Rolf Roos: Verwende vogels
• 07-01-2011
• leestijd 2 minuten
Vogels hebben zich zo mooi gemaakt en zingen zo betoverend dat ze de mens volledig naar hun hand hebben weten te zetten. Overal zijn vogelaanbidders. Clubs voor vogelbescherming zijn stukken populairder dan die voor liefhebbers van kevers. Om maar te zwijgen over de aanhang van borstelwormen. Wie mooi is heeft vele fans, jammer voor het minder bedeelde, kleinere gespuis.
Elke ochtend zitten vier dames op een rijtje voor mijn raam. Ze hebben een hoge stoel uitgezocht en kijken niet naar mijn fraaie uitzicht, maar recht mijn kamer in. Zelfs als ik ze de afgelopen avond in hun altijd open hok goed heb voorzien van graan en fris water, zitten ze klaar.
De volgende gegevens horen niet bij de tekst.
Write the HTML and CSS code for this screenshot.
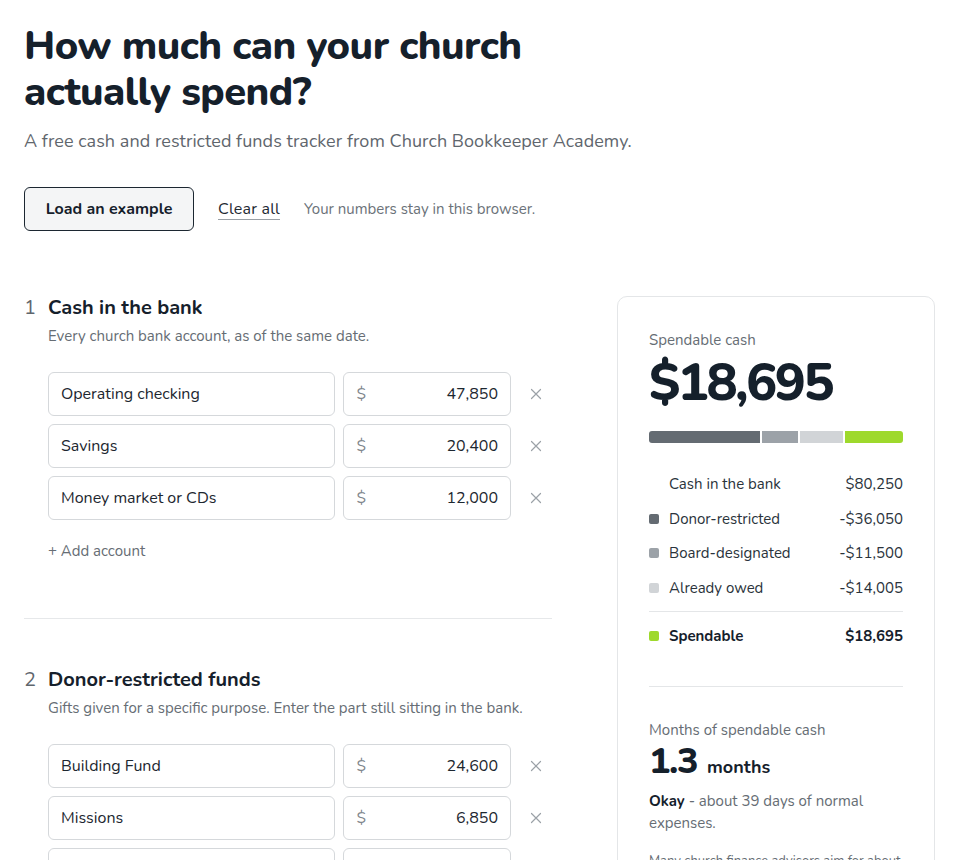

De veren mooi gepoetst, de staartjes recht omhoog. Wat klaaglijk wordt er gekakeld, wat onrustig heen en weer geschoven. Komt er nog wat van? Ik zwicht, altijd, en werp een handje vers geroosterde muesli de tuin in en ben even van ze af.
Iets dieper in mijn tuin hangt een vetbol, nauwelijks bezocht door mees of sijs. Een halve straat verderop hangen de pindaslingers zo rijkelijk als guirlandes op een verjaardag van een 4-jarige, zodat mijn tuin al weken wordt versmaad. Ook plekken met terrasverwarming genieten de voorkeur. Een vriend van mij zette na kerst een schaal met overgeschoten vis en garnalen op zijn ruime balkon nabij Artis klaar, maar geen meeuw, geen reiger, geen mus. ‘Verwende vogels’, klaagde hij.
Wellicht hadden sommigen een fijnere smaak, of was er simpelweg te veel. De reigers doen zich liever tegoed aan de versere vis, die even verderop de pelikanen toekomt. En er zijn vele mannetjes en vrouwtjes in de stad, die onze gevederde vrienden dermate in de watten leggen, dat er voor een gewone vogelvriend weinig meer te lokken valt. Van een reiger is bekend dat hij dagelijks op het balkon tegen de ruit tikt en zo zijn bestelling doet. Er zijn meeuwen die alleen nog wárme patat eten. Verwende krengen zijn het. En vraag niet wie ze zo heeft bedorven.
Waar deze ontwikkeling toe leidt laat zich raden. De selectiedruk ten gunste van ‘vogel’ en ‘lieftallig’, zal binnen afzienbare termijn leiden tot een vliegende zeehond die uit de stadswateren opduikt om kopjes gevend op het bankje naast u te gaan zitten. Om samen van uw haring te genieten.